Research

We investigate the molecular mechanisms governing peptide self-assembly, with a particular focus on aggregation pathways, polymorphism, and β-sheet-rich amyloid fibrils. Using spectroscopy, surface-sensitive techniques, and molecular dynamics simulations, we study how peptide sequence, solvent conditions, and confinement influence nucleation, fibril growth, and higher-order organization. These studies are directly relevant to understanding aggregation processes associated with age-related and neurodegenerative diseases, while also providing a mechanistic foundation for the rational design of peptide-based materials.

Interfaces play an active role in regulating biomolecular structure and function. Our research explores how peptides interact with biological and bio-inspired interfaces, including lipid membranes, nanoparticles, and soft matter surfaces. We examine how interfacial properties such as curvature, charge, and chemical functionality modulate peptide adsorption, self-assembly, and membrane activity. By elucidating interface-driven effects on peptide behavior, we aim to better understand processes such as antimicrobial activity, viral particle binding and concentration, and biomolecular transport in cellular environments.

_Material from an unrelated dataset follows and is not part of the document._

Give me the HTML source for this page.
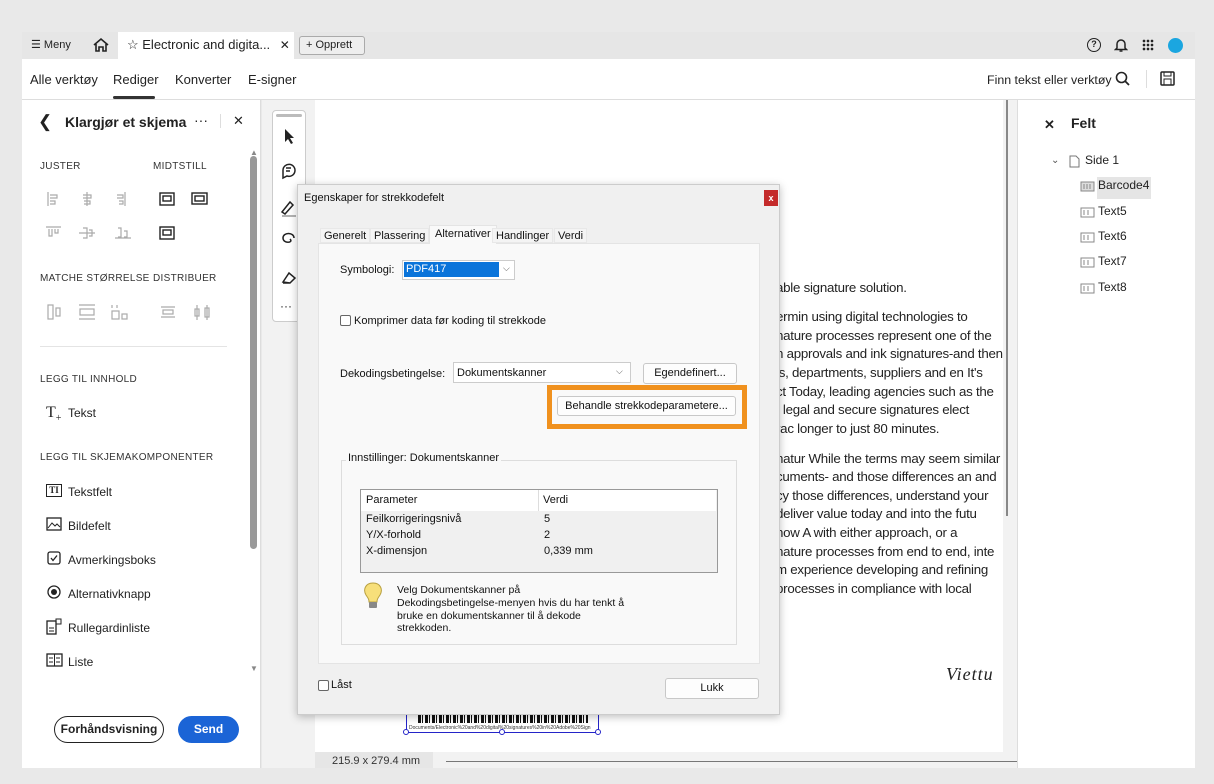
<!DOCTYPE html>
<html><head><meta charset="utf-8"><style>
*{box-sizing:border-box;margin:0;padding:0}
body{width:1214px;height:784px;background:#e9e9e9;font-family:"Liberation Sans",sans-serif;position:relative;overflow:hidden;color:#222}
.a{position:absolute}
.t{white-space:nowrap}
.sec{font-size:10px;color:#333;letter-spacing:.3px}
.ic{stroke:#aaa;fill:none;stroke-width:1.2}
.item{font-size:12px;color:#222}
.doc div{position:absolute;left:0;white-space:nowrap;font-size:13.3px;letter-spacing:-0.25px;color:#222;font-family:"Liberation Sans",sans-serif}
.dlg{font-size:11px;color:#111}
.btn{position:absolute;background:#fdfdfd;border:1px solid #c8c8c8;border-radius:3px;font-size:11px;text-align:center}
</style></head><body>
<!-- tab bar -->
<div class="a" style="left:22px;top:32px;width:1173px;height:27px;background:#e6e6e6"></div>
<div class="a t" style="left:31px;top:38px;font-size:11px">&#9776; Meny</div>
<svg class="a" style="left:92px;top:37px" width="18" height="16"><path d="M2 8 L9 2 L16 8 M4 7 V14 H7 V10 H11 V14 H14 V7" stroke="#222" stroke-width="1.6" fill="none"/></svg>
<div class="a" style="left:118px;top:32px;width:176px;height:27px;background:#fff"></div>
<div class="a t" style="left:127px;top:37px;font-size:13px">☆ Electronic and digita... <span style="font-size:12px;margin-left:6px">✕</span></div>
<div class="a t" style="left:299px;top:36px;width:66px;height:19px;border:1px solid #aaa;border-radius:3px;font-size:11px;padding:2px 6px;background:#eee">+ Opprett</div>
<div class="a" style="left:1087px;top:38px;width:14px;height:14px;border:1.6px solid #222;border-radius:50%;font-size:9px;text-align:center;line-height:11px;font-weight:bold">?</div>
<svg class="a" style="left:1114px;top:37px" width="14" height="16"><path d="M3 11 V7 a4 4 0 0 1 8 0 V11 L12.5 12.5 H1.5 Z" stroke="#222" stroke-width="1.5" fill="none"/><path d="M5.5 14 H8.5" stroke="#222" stroke-width="1.5"/></svg>
<div class="a" style="left:1142px;top:39px;width:12px;height:12px;background:radial-gradient(circle,#222 1.2px,transparent 1.5px) 0 0/4px 4px"></div>
<div class="a" style="left:1168px;top:38px;width:15px;height:15px;border-radius:50%;background:#1ba6e0"></div>
<!-- toolbar -->
<div class="a" style="left:22px;top:59px;width:1173px;height:41px;background:#fff;border-bottom:1px solid #ddd"></div>
<div class="a t" style="left:30px;top:72px;font-size:13px">Alle verktøy</div>
<div class="a t" style="left:113px;top:72px;font-size:13px">Rediger</div>
<div class="a" style="left:113px;top:96px;width:42px;height:3px;background:#333;border-radius:2px"></div>
<div class="a t" style="left:175px;top:72px;font-size:13px">Konverter</div>
<div class="a t" style="left:248px;top:72px;font-size:13px">E-signer</div>
<div class="a t" style="left:987px;top:73px;font-size:12.4px">Finn tekst eller verktøy</div>
<svg class="a" style="left:1115px;top:71px" width="16" height="16"><circle cx="6.5" cy="6.5" r="5" stroke="#222" stroke-width="1.6" fill="none"/><path d="M10 10 L14 14" stroke="#222" stroke-width="1.8"/></svg>
<div class="a" style="left:1146px;top:70px;width:1px;height:18px;background:#ddd"></div>
<svg class="a" style="left:1160px;top:71px" width="15" height="15"><rect x="1" y="1" width="13" height="13" rx="1" stroke="#222" stroke-width="1.5" fill="none"/><rect x="4" y="1" width="7" height="4" stroke="#222" fill="none"/><rect x="4" y="8" width="7" height="6" stroke="#222" fill="none"/></svg>
<!-- left panel -->
<div class="a" style="left:22px;top:100px;width:239px;height:668px;background:#fff;border-right:1px solid #ddd"></div>
<div class="a t" style="left:38px;top:112px;font-size:17px">&#10094;</div>
<div class="a t" style="left:65px;top:114px;font-size:14px;font-weight:bold">Klargjør et skjema</div>
<div class="a t" style="left:194px;top:112px;font-size:14px">···</div>
<div class="a" style="left:220px;top:114px;width:1px;height:14px;background:#ddd"></div>
<div class="a t" style="left:233px;top:113px;font-size:13px">✕</div>
<div class="a sec t" style="left:40px;top:161px">JUSTER</div>
<div class="a sec t" style="left:153px;top:161px">MIDTSTILL</div>
<svg class="a" style="left:45px;top:190px" width="90" height="55"><g class="ic"><path d="M3 2V16M5 5H12V8H5M5 11H10V14H5"/><path d="M42 2V16M38 5H46V8H38M39 11H45V14H39"/><path d="M80 2V16M72 5H78V8H72M74 11H78V14H74"/><path d="M1 37H16M4 39V46H7V39M10 39V43H13V39"/><path d="M34 43H50M38 38H42V48H38M44 40H47V46H44"/><path d="M70 48H86M73 38H76V47H73M79 41H82V47H79"/></g></svg>
<svg class="a" style="left:158px;top:190px" width="52" height="55"><g stroke="#222" fill="none" stroke-width="1.4"><rect x="2" y="3" width="14" height="12"/><rect x="5" y="6" width="8" height="5"/><rect x="34" y="3" width="15" height="11"/><rect x="37" y="6" width="9" height="5"/><rect x="2" y="37" width="14" height="12"/><rect x="5" y="40" width="8" height="5"/></g></svg>
<div class="a sec t" style="left:40px;top:273px">MATCHE STØRRELSE</div>
<div class="a sec t" style="left:153px;top:273px">DISTRIBUER</div>
<svg class="a" style="left:45px;top:302px" width="170" height="22"><g class="ic"><rect x="3" y="3" width="5" height="14"/><rect x="11" y="6" width="4" height="8"/><path d="M34 3H50M34 17H50"/><rect x="35" y="7" width="14" height="6"/><rect x="67" y="9" width="7" height="8"/><rect x="77" y="12" width="5" height="5"/><path d="M67 3V6M72 3V6"/><path d="M116 5H130M116 15H130"/><rect x="118" y="8" width="10" height="4"/><path d="M152 3V18M162 3V18"/><rect x="150" y="7" width="4" height="7"/><rect x="160" y="6" width="4" height="9"/></g></svg>
<div class="a" style="left:40px;top:346px;width:187px;height:1px;background:#e4e4e4"></div>
<div class="a sec t" style="left:40px;top:374px">LEGG TIL INNHOLD</div>
<div class="a t" style="left:46px;top:404px;font-size:16px;font-family:'Liberation Serif',serif">T<sub style="font-size:10px">+</sub></div>
<div class="a item t" style="left:68px;top:406px">Tekst</div>
<div class="a sec t" style="left:40px;top:452px">LEGG TIL SKJEMAKOMPONENTER</div>
<div class="a" style="left:46px;top:484px;width:16px;height:13px;border:1.4px solid #222;font-size:9px;font-weight:bold;text-align:center;line-height:10px;font-family:'Liberation Serif',serif">TI</div>
<div class="a item t" style="left:68px;top:485px">Tekstfelt</div>
<svg class="a" style="left:46px;top:517px" width="16" height="14"><rect x="1" y="1" width="14" height="12" stroke="#222" stroke-width="1.3" fill="none"/><path d="M2 11 L6 6 L9 9 L11 7 L14 10" stroke="#222" fill="none"/></svg>
<div class="a item t" style="left:68px;top:519px">Bildefelt</div>
<svg class="a" style="left:47px;top:551px" width="14" height="14"><rect x="1" y="1" width="12" height="12" rx="2" stroke="#222" stroke-width="1.3" fill="none"/><path d="M4 7 L6 9.5 L10 4.5" stroke="#222" stroke-width="1.3" fill="none"/></svg>
<div class="a item t" style="left:68px;top:553px">Avmerkingsboks</div>
<svg class="a" style="left:47px;top:585px" width="14" height="14"><circle cx="7" cy="7" r="6" stroke="#222" stroke-width="1.3" fill="none"/><circle cx="7" cy="7" r="3" fill="#222"/></svg>
<div class="a item t" style="left:68px;top:587px">Alternativknapp</div>
<svg class="a" style="left:46px;top:618px" width="17" height="17"><rect x="1" y="3" width="9" height="13" stroke="#222" stroke-width="1.3" fill="none"/><rect x="10" y="1" width="5" height="5" stroke="#222" fill="none"/><path d="M3 10H8M3 13H8" stroke="#222"/></svg>
<div class="a item t" style="left:68px;top:621px">Rullegardinliste</div>
<svg class="a" style="left:46px;top:653px" width="17" height="14"><rect x="1" y="1" width="15" height="12" stroke="#222" stroke-width="1.3" fill="none"/><path d="M8.5 1V13M3 5H7M3 9H7M10 5H14M10 9H14" stroke="#222"/></svg>
<div class="a item t" style="left:68px;top:655px">Liste</div>
<div class="a" style="left:250px;top:148px;font-size:8px;color:#888">▲</div>
<div class="a" style="left:250px;top:156px;width:7px;height:393px;background:#999;border-radius:4px"></div>
<div class="a" style="left:250px;top:664px;font-size:8px;color:#888">▼</div>
<div class="a t" style="left:54px;top:716px;width:110px;height:27px;border:1.5px solid #222;border-radius:14px;font-size:12px;font-weight:bold;text-align:center;line-height:24px">Forhåndsvisning</div>
<div class="a t" style="left:178px;top:716px;width:61px;height:27px;background:#1b64d6;border-radius:14px;color:#fff;font-size:12px;font-weight:bold;text-align:center;line-height:27px">Send</div>
<!-- canvas -->
<div class="a" style="left:262px;top:100px;width:755px;height:668px;background:#f2f2f2"></div>
<div class="a" style="left:315px;top:100px;width:688px;height:652px;background:#fff"></div>
<div class="a" style="left:272px;top:110px;width:34px;height:212px;background:#fff;border:1px solid #ccc;border-radius:4px"></div>
<div class="a" style="left:276px;top:114px;width:26px;height:3px;background:#bbb;border-radius:2px"></div>
<svg class="a" style="left:280px;top:126px" width="20" height="190"><path d="M5 3 L5 16 L8 13 L11 18 L13 17 L10 12 L14 12 Z" fill="#222"/><g stroke="#222" stroke-width="1.5" fill="none"><path d="M3 44 a6 6 0 1 1 4 6 L3 52 Z"/><path d="M6 42H11M6 45H10"/><path d="M2 86 L10 76 L13 79 L5 88 Z"/><path d="M2 90H16" stroke="#999"/><path d="M14 112 C14 106 3 106 3 112 C3 118 14 117 10 113"/><path d="M3 156 L9 147 L15 152 L10 157 Z M3 157 H10"/></g><text x="0" y="184" font-size="12" fill="#222">···</text></svg>
<div class="a" style="left:1006px;top:100px;width:2px;height:416px;background:#888"></div>
<div class="a" style="left:1021px;top:414px;width:4px;height:37px;background:#999;border-radius:2px"></div>
<div class="doc a" style="left:776px;top:280px;width:227px;height:330px;overflow:hidden">
<div style="top:0">able signature solution.</div>
<div style="top:29px">ermin using digital technologies to</div>
<div style="top:48px">nature processes represent one of the</div>
<div style="top:66px">n approvals and ink signatures-and then</div>
<div style="top:85px">is, departments, suppliers and en It's</div>
<div style="top:104px">ct Today, leading agencies such as the</div>
<div style="top:122px">, legal and secure signatures elect</div>
<div style="top:141px">rac longer to just 80 minutes.</div>
<div style="top:171px">natur While the terms may seem similar</div>
<div style="top:189px">cuments- and those differences an and</div>
<div style="top:208px">cy those differences, understand your</div>
<div style="top:226px"> deliver value today and into the futu</div>
<div style="top:245px">now A with either approach, or a</div>
<div style="top:264px">nature processes from end to end, inte</div>
<div style="top:282px">m experience developing and refining</div>
<div style="top:301px"> processes in compliance with local</div>
</div>
<div class="a t" style="left:946px;top:664px;font-size:18px;font-family:'Liberation Serif',serif;font-style:italic;letter-spacing:1px">Viettu</div>
<!-- barcode -->
<div class="a" style="left:406px;top:712px;width:193px;height:21px;border:1.5px solid #2424c8;border-top:none"></div>
<div class="a" style="left:418px;top:713px;width:170px;height:10px;background:repeating-linear-gradient(90deg,#111 0 3px,#fff 3px 4px,#111 4px 5px,#fff 5px 7px)"></div>
<div class="a t" style="left:409px;top:725px;font-size:5px;color:#333">Documents/Electronic%20and%20digital%20signatures%20in%20Adobe%20Sign</div>
<div class="a" style="left:403px;top:729px;width:6px;height:6px;border:1.5px solid #2424c8;border-radius:50%;background:#fff"></div>
<div class="a" style="left:499px;top:729px;width:6px;height:6px;border:1.5px solid #2424c8;border-radius:50%;background:#fff"></div>
<div class="a" style="left:595px;top:729px;width:6px;height:6px;border:1.5px solid #2424c8;border-radius:50%;background:#fff"></div>
<div class="a" style="left:315px;top:752px;width:118px;height:16px;background:#e6e6e6"></div>
<div class="a t" style="left:332px;top:755px;font-size:11px;color:#333">215.9 x 279.4 mm</div>
<div class="a" style="left:446px;top:761px;width:571px;height:1px;background:#777"></div>
<!-- right panel -->
<div class="a" style="left:1017px;top:100px;width:178px;height:668px;background:#fff;border-left:1px solid #ddd"></div>
<div class="a t" style="left:1044px;top:117px;font-size:13px;font-weight:bold">✕</div>
<div class="a t" style="left:1071px;top:115px;font-size:14px;font-weight:bold">Felt</div>
<div class="a t" style="left:1051px;top:155px;font-size:10px;color:#555">⌄</div>
<svg class="a" style="left:1069px;top:155px" width="11" height="13"><path d="M1 1H7L10 4V12H1Z" stroke="#777" fill="none"/></svg>
<div class="a t" style="left:1085px;top:153px;font-size:12px">Side 1</div>
<div class="a" style="left:1097px;top:177px;width:54px;height:22px;background:#e5e5e5"></div>
<div class="a t" style="left:1098px;top:178px;font-size:12px">Barcode4</div>
<div class="a t" style="left:1098px;top:204px;font-size:12px">Text5</div>
<div class="a t" style="left:1098px;top:229px;font-size:12px">Text6</div>
<div class="a t" style="left:1098px;top:254px;font-size:12px">Text7</div>
<div class="a t" style="left:1098px;top:280px;font-size:12px">Text8</div>
<svg class="a" style="left:1080px;top:181px" width="15" height="120"><g stroke="#888" fill="none"><rect x="1" y="1" width="13" height="9" fill="#ddd"/><rect x="1" y="27" width="13" height="9"/><rect x="1" y="52" width="13" height="9"/><rect x="1" y="77" width="13" height="9"/><rect x="1" y="103" width="13" height="9"/><path d="M4 29V34M8 29V34M4 54V59M8 54V59M4 79V84M8 79V84M4 105V110M8 105V110M4 3V8M7 3V8M10 3V8"/></g></svg>
<!-- dialog -->
<div class="a dlg" style="left:297px;top:184px;width:483px;height:531px;background:#f0f0f0;border:1px solid #ccc;box-shadow:0 2px 8px rgba(0,0,0,.25)">
 <div class="a t" style="left:6px;top:7px;font-size:11px">Egenskaper for strekkodefelt</div>
 <div class="a" style="left:466px;top:5px;width:14px;height:16px;background:#c42b2b;color:#fff;font-size:9px;text-align:center;line-height:16px;font-weight:bold">x</div>
 <div class="a" style="left:20px;top:58px;width:442px;height:421px;background:#f9f9f9;border:1px solid #e4e4e4"></div>
 <div class="a t" style="left:22px;top:43px;height:15px;padding:1px 3px;background:#f4f4f4;border:1px solid #e8e8e8">Generelt</div>
 <div class="a t" style="left:72px;top:43px;height:15px;padding:1px 3px;background:#f4f4f4;border:1px solid #e8e8e8">Plassering</div>
 <div class="a t" style="left:131px;top:40px;height:19px;padding:2px 5px;background:#f9f9f9;border:1px solid #e4e4e4;border-bottom:none">Alternativer</div>
 <div class="a t" style="left:194px;top:43px;height:15px;padding:1px 3px;background:#f4f4f4;border:1px solid #e8e8e8">Handlinger</div>
 <div class="a t" style="left:256px;top:43px;height:15px;padding:1px 3px;background:#f4f4f4;border:1px solid #e8e8e8">Verdi</div>
 <div class="a t" style="left:42px;top:79px">Symbologi:</div>
 <div class="a" style="left:104px;top:75px;width:113px;height:20px;background:#fff;border:1px solid #ccc"></div>
 <div class="a t" style="left:106px;top:77px;width:95px;height:15px;background:#0a74da;color:#fff;padding:1px 2px">PDF417</div>
 <div class="a t" style="left:205px;top:78px;font-size:9px;color:#555">⌵</div>
 <div class="a" style="left:42px;top:130px;width:11px;height:11px;border:1px solid #666;border-radius:2px;background:#fff"></div>
 <div class="a t" style="left:56px;top:130px">Komprimer data før koding til strekkode</div>
 <div class="a t" style="left:42px;top:183px">Dekodingsbetingelse:</div>
 <div class="a" style="left:155px;top:177px;width:178px;height:21px;background:#fff;border:1px solid #ccc"></div>
 <div class="a t" style="left:159px;top:182px">Dokumentskanner</div>
 <div class="a t" style="left:318px;top:181px;font-size:9px;color:#555">⌵</div>
 <div class="btn" style="left:345px;top:178px;width:94px;height:21px;line-height:19px">Egendefinert...</div>
 <div class="a" style="left:249px;top:200px;width:200px;height:44px;border:5px solid #f0911e"></div>
 <div class="btn" style="left:259px;top:211px;width:179px;height:20px;line-height:18px">Behandle strekkodeparametere...</div>
 <div class="a" style="left:43px;top:275px;width:396px;height:185px;border:1px solid #ddd"></div>
 <div class="a t" style="left:48px;top:267px;background:#f9f9f9;padding:0 2px">Innstillinger: Dokumentskanner</div>
 <div class="a" style="left:62px;top:304px;width:358px;height:84px;background:#f0f0f0;border:1.5px solid #999"></div>
 <div class="a" style="left:63px;top:305px;width:355px;height:21px;background:#fff"></div>
 <div class="a" style="left:240px;top:305px;width:1px;height:21px;background:#ddd"></div>
 <div class="a t" style="left:68px;top:309px">Parameter</div>
 <div class="a t" style="left:245px;top:309px">Verdi</div>
 <div class="a t" style="left:68px;top:328px">Feilkorrigeringsnivå</div><div class="a t" style="left:246px;top:328px">5</div>
 <div class="a t" style="left:68px;top:344px">Y/X-forhold</div><div class="a t" style="left:246px;top:344px">2</div>
 <div class="a t" style="left:68px;top:360px">X-dimensjon</div><div class="a t" style="left:246px;top:360px">0,339 mm</div>
 <svg class="a" style="left:64px;top:396px" width="22" height="30"><path d="M11 2 C3 2 1 9 4 14 C6 17 7 18 7 21 H15 C15 18 16 17 18 14 C21 9 19 2 11 2 Z" fill="#f7df7a" stroke="#b8a040"/><rect x="7" y="21" width="8" height="6" rx="1" fill="#888"/></svg>
 <div class="a" style="left:99px;top:399px;line-height:12.8px;font-size:10.5px">Velg Dokumentskanner på<br>Dekodingsbetingelse-menyen hvis du har tenkt å<br>bruke en dokumentskanner til å dekode<br>strekkoden.</div>
 <div class="a" style="left:20px;top:495px;width:11px;height:11px;border:1px solid #666;border-radius:2px;background:#fff"></div>
 <div class="a t" style="left:33px;top:494px">Låst</div>
 <div class="btn" style="left:367px;top:493px;width:94px;height:21px;line-height:19px">Lukk</div>
</div>
</body></html>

Building on our mechanistic understanding of peptide self-assembly and interfacial interactions, we engineer functional bionanomaterials. Our work includes peptide fibrils as well as hybrid systems combining peptides with nucleic acids, such as DNA origami, to create materials with defined structure and emergent function. These systems are explored for applications in areas including biosensing, targeted delivery, and modulation of cell-material interactions, while remaining closely connected to fundamental questions in biophysical chemistry.